UPDATE: Thanks for the input so far. I rewritten the question and added a better example to highlight the implicit requirements that were not covered in my first example.
Question
I am looking for a general tidy
solution to removing ngrams containing stopwords. In short, ngrams are strings of words separated by a space. A unigram contains 1 word, a bigram 2 words, and so on. My goal would be to apply this on a data frame after using unnest_tokens()
. The solution should work with a data frame containing a mix of ngrams of any length (uni, bi, tri..), or at least bi & tri and above.
- For more information on ngrams, see wiki: https://en.wikipedia.org/wiki/N-gram
- I am aware of this question: Remove ngrams with leading and trailing stopwords. However, I am looking for a general solution, that does not require the stopword to be leading or trailing and that would also scale somewhat nicely.

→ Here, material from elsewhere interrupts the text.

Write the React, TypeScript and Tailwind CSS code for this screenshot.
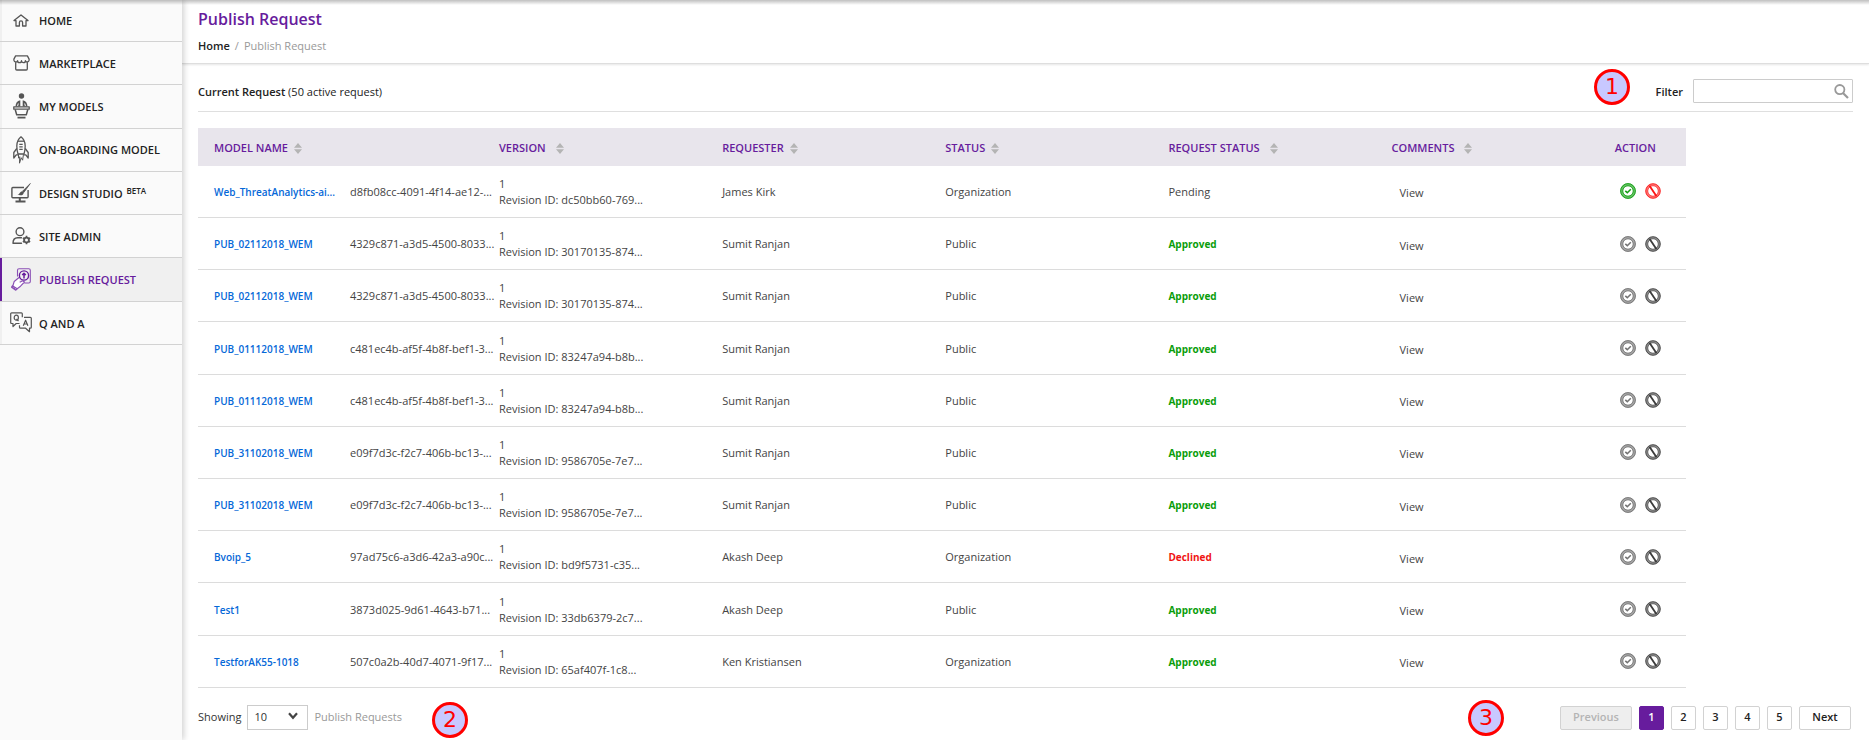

- as pointed out in the comments, there is a solution for bigrams documented here: https://www.tidytextmining.com/ngrams.html#counting-and-filtering-n-grams
New example data
ngram_df <- tibble::tribble(
~Document, ~ngram,
1, "the",
1, "the basis",
1, "basis",
1, "basis of culture",
1, "culture",
1, "is ground water",
1, "ground water",
1, "ground water treatment"
)
stopword_df <- tibble::tribble(
~word, ~lexicon,
"the", "custom",
"of", "custom",
"is", "custom"
)
desired_output <- tibble::tribble(
~Document, ~ngram,
1, "basis",
1, "culture",
1, "ground water",
1, "ground water treatment"
)
Created on 2019-03-21 by the reprex package (v0.2.1)
Desired behaviour
- the
ngram_df
should be transformed into thedesired_output
, using the stopwords from theword
column in thestopword_df
. - every row containing a stopword should be removed
- word boundaries should be respected (i.e. looking for
is
should not removebasis
)
my first attempt for a reprex below:
example data
library(tidyverse)
library(tidytext)
df <- "Groundwater remediation is the process that is used to treat polluted groundwater by removing the pollutants or converting them into harmless products." %>%
enframe() %>%
unnest_tokens(ngrams, value, "ngrams", n = 2)
#apply magic here
df
#> # A tibble: 21 x 2
#> name ngrams
#> <int> <chr>
#> 1 1 groundwater remediation
#> 2 1 remediation is
#> 3 1 is the
#> 4 1 the process
#> 5 1 process that
#> 6 1 that is
#> 7 1 is used
#> 8 1 used to
#> 9 1 to treat
#> 10 1 treat polluted
#> # ... with 11 more rows
example list of stopwords
stopwords <- c("is", "the", "that", "to")
desired output
#> Source: local data frame [9 x 2]
#> Groups: <by row>
#>
#> # A tibble: 9 x 2
#> name ngrams
#> <int> <chr>
#> 1 1 groundwater remediation
#> 2 1 treat polluted
#> 3 1 polluted groundwater
#> 4 1 groundwater by
#> 5 1 by removing
#> 6 1 pollutants or
#> 7 1 or converting
#> 8 1 them into
#> 9 1 harmless products
Created on 2019-03-20 by the reprex package (v0.2.1)
(example sentence from: https://en.wikipedia.org/wiki/Groundwater_remediation)